Comme à son habitude, Jean-Marie Blas de Roblès entrecroise le récit principal avec plusieurs récits secondaires dont les liens ne s’éclairent qu’à la fin de l’ouvrage, façonnant plusieurs romans en un seul. Le procédé fonctionnait parfaitement dans Là où les tigres sont chez eux mais paraît plus bancal dans L’île du point Nemo. L’auteur suit, en parallèle aux pérégrinations de Canterel, Holmes, Grimod et Lady McRae, l’histoire du directeur chinois d’une usine de liseuses dans le Périgord, fanatique des concours de pigeons voyageurs et pervers notoire, de sa directrice des ressources humaines transexuelle, de deux de ses employés amoureux platoniques, un autre impuissant et enfin d’un ancien gérant d’une fabrique de cigares dont la femme, plongée dans le coma, défendait la tradition de la lecture de romans dans les manufactures. Ces intermèdes ne sont pas désagréables et l’on comprend bien toute la défense du grand roman d’aventure qu’ils renferment, mais ils restent largement moins intéressants que la quête principale et s’articulent mal avec elle. C’est dommage mais cela ne gâche en rien le plaisir de lire ce qui est l’un des grands romans de la rentrée 2014.

L’île du point Nemo, Jean-Marie Blas de Roblès. Zulma, 2014.

Par Antoine-Gaël

2 Commentaires

  1. Que vous n’ayez pas pas accroché à « La montagne de minuit », certes, pourquoi pas. Mais sachez que « La mémoire de riz » à propos duquel vous faites la fine bouche, est le premier livre écrit et publié par Blas de Roblès, dont le manuscrit arrivé par la poste aux éditions du Seuil a immédiatement bénéficié de l’avis UNANIME du comité de lecture de l’époque (chose rarissime, s’il est besoin qu’elle soit soulignée).
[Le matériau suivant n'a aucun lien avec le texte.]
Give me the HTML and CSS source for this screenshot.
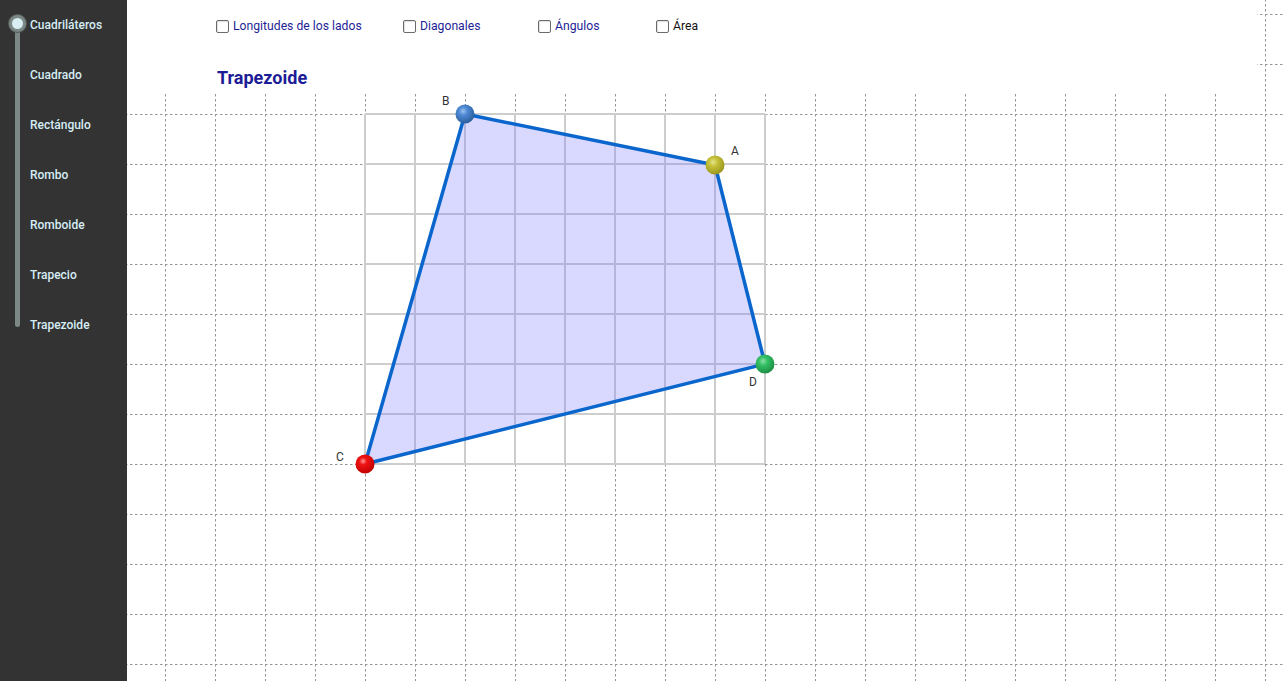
FILE: index.html
```html
<!DOCTYPE html>
<html lang="es">
<head>
<meta charset="utf-8">
<title>Cuadriláteros</title>
<link rel="stylesheet" href="styles.css">
</head>
<body>
<div class="app">
  <nav class="sidebar">
    <div class="track"><span class="knob"></span></div>
    <ul class="menu">
      <li>Cuadriláteros</li>
      <li>Cuadrado</li>
      <li>Rectángulo</li>
      <li>Rombo</li>
      <li>Romboide</li>
      <li>Trapecio</li>
      <li>Trapezoide</li>
    </ul>
  </nav>
  <main class="board">
    <svg class="canvas" width="1156" height="681" viewBox="0 0 1156 681">
      <defs>
        <pattern id="dash" patternUnits="userSpaceOnUse" x="38" y="14" width="50" height="50">
          <path d="M0.5 0 V50" stroke="#949494" stroke-width="1" stroke-dasharray="2.5 2.5" fill="none"/>
          <path d="M0 0.5 H50" stroke="#949494" stroke-width="1" stroke-dasharray="2.5 2.5" fill="none"/>
        </pattern>
        <radialGradient id="gBlue" cx="40%" cy="35%" r="65%">
          <stop offset="0" stop-color="#9cc2ef"/>
          <stop offset="0.35" stop-color="#4d89d4"/>
          <stop offset="1" stop-color="#2c5f9e"/>
        </radialGradient>
        <radialGradient id="gYellow" cx="40%" cy="35%" r="65%">
          <stop offset="0" stop-color="#e6e490"/>
          <stop offset="0.35" stop-color="#c6c23a"/>
          <stop offset="1" stop-color="#9a961e"/>
        </radialGradient>
        <radialGradient id="gGreen" cx="40%" cy="35%" r="65%">
          <stop offset="0" stop-color="#8fe0aa"/>
          <stop offset="0.35" stop-color="#33c064"/>
          <stop offset="1" stop-color="#1f8f47"/>
        </radialGradient>
        <radialGradient id="gRed" cx="40%" cy="35%" r="65%">
          <stop offset="0" stop-color="#ff9a9a"/>
          <stop offset="0.3" stop-color="#f01414"/>
          <stop offset="1" stop-color="#c40000"/>
        </radialGradient>
      </defs>
      <rect x="0" y="0" width="1156" height="681" fill="url(#dash)"/>
      <g stroke="#cdcdcd" stroke-width="2" fill="none">
        <path d="M238 114 V464 M288 114 V464 M338 114 V464 M388 114 V464 M438 114 V464 M488 114 V464 M538 114 V464 M588 114 V464 M638 114 V464"/>
        <path d="M238 114 H638 M238 164 H638 M238 214 H638 M238 264 H638 M238 314 H638 M238 364 H638 M238 414 H638 M238 464 H638"/>
      </g>
      <polygon points="588,165 338,114 238,464 638,364" fill="rgba(120,120,255,0.28)" stroke="#0a66cc" stroke-width="3.5" stroke-linejoin="round"/>
      <circle cx="338" cy="114" r="9.5" fill="url(#gBlue)"/>
      <circle cx="588" cy="165" r="9.5" fill="url(#gYellow)"/>
      <circle cx="638" cy="364" r="9.5" fill="url(#gGreen)"/>
      <circle cx="238" cy="464" r="9.5" fill="url(#gRed)"/>
      <g class="ptlabel">
        <text x="315" y="105">B</text>
        <text x="604" y="155">A</text>
        <text x="622" y="386">D</text>
        <text x="209" y="461">C</text>
      </g>
    </svg>
    <header class="top">
      <div class="checks">
        <label class="check w1"><span class="box"></span><span class="blue">Longitudes de los lados</span></label>
        <label class="check w2"><span class="box"></span><span class="blue">Diagonales</span></label>
        <label class="check w3"><span class="box"></span><span class="blue">Ángulos</span></label>
        <label class="check"><span class="box"></span><span class="black">Área</span></label>
      </div>
      <h1 class="title">Trapezoide</h1>
    </header>
  </main>
</div>
</body>
</html>
```
FILE: styles.css
```css
html, body {
  margin: 0;
  padding: 0;
  background: #ffffff;
  font-family: Roboto, "Liberation Sans", Arial, sans-serif;
}
.app {
  display: flex;
  width: 1283px;
  height: 681px;
  overflow: hidden;
}
.sidebar {
  width: 127px;
  flex: none;
  background: #333333;
  display: flex;
  align-items: flex-start;
}
.track {
  position: relative;
  width: 5px;
  height: 312px;
  margin: 15px 0 0 15px;
  background: #7c8885;
  border-radius: 3px;
}
.knob {
  position: absolute;
  left: -6px;
  top: 0;
  width: 11px;
  height: 11px;
  border-radius: 50%;
  background: #d8eef3;
  border: 3px solid #7c8885;
  box-shadow: 0 0 0 1px #555c5a;
}
.menu {
  list-style: none;
  margin: 1px 0 0 10px;
  padding: 0;
}
.menu li {
  height: 50px;
  line-height: 48px;
  font-size: 12px;
  font-weight: 500;
  color: #d6edf5;
  white-space: nowrap;
}
.board {
  position: relative;
  flex: 1;
  height: 681px;
  background: #ffffff;
}
.canvas {
  display: block;
}
.ptlabel text {
  font-family: Roboto, "Liberation Sans", Arial, sans-serif;
  font-size: 12px;
  fill: #333333;
}
.top {
  position: absolute;
  left: 0;
  top: 0;
  width: 1130px;
  height: 92px;
  background: #ffffff;
  padding: 18px 0 0 89px;
  box-sizing: border-box;
}
.checks {
  display: flex;
  align-items: center;
  height: 16px;
}
.check {
  display: flex;
  align-items: center;
  font-size: 12.2px;
  white-space: nowrap;
}
.w1 { width: 187px; }
.w2 { width: 135px; }
.w3 { width: 118px; }
.box {
  width: 11px;
  height: 11px;
  border: 1px solid #6a6a6a;
  border-radius: 2px;
  background: #ffffff;
  box-shadow: inset 1px 1px 1px rgba(0,0,0,0.12);
  margin-right: 4px;
  flex: none;
}
.blue { color: #1f1f96; }
.black { color: #111111; }
.title {
  margin: 33px 0 0 1px;
  font-size: 18px;
  font-weight: 700;
  color: #1c1c96;
  line-height: 22px;
}
```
La critique fut ensuite unanime à saluer ce jeune auteur (25 ans, je crois) qui avait tout l’avenir des lettres devant lui… et dont l’ouvrage remporta le prix de la Nouvelle de l’Académie française. De Roblès publia ensuite deux romans assez déroutants avant de se mettre à « ses tigres » et de traverser le désert que l’on sait, faute d’éditeurs assez couillus pour publier cette oeuvre monstre…
    Alors, la critique est aisée, l’écriture certainement beaucoup moins et si de Roblès n’avait pas commis « La mémoire de riz » (qui contient en substance nombre de ses thèmes récurrents), il n’y aurait jamais eu les deux monuments que l’on connaît maintenant…
    Donc, un peu de nuance dans votre jugement, s’il vous plaît !!!

  2. Cher Monsieur ou Madame,

    J’ai assez dit dans mon article, je crois, à quel point j’aime Jean-Marie Blas de Roblès et n’ai pas affirmé que « La mémoire de riz » déméritait. Je me réjouis d’ailleurs que Zulma ait republié ce recueil de nouvelles, même s’il m’a moins enchanté que l’immense « Là où les tigres sont chez eux ». Donc, un peu de nuance dans vos attaques, s’il vous plaît !!!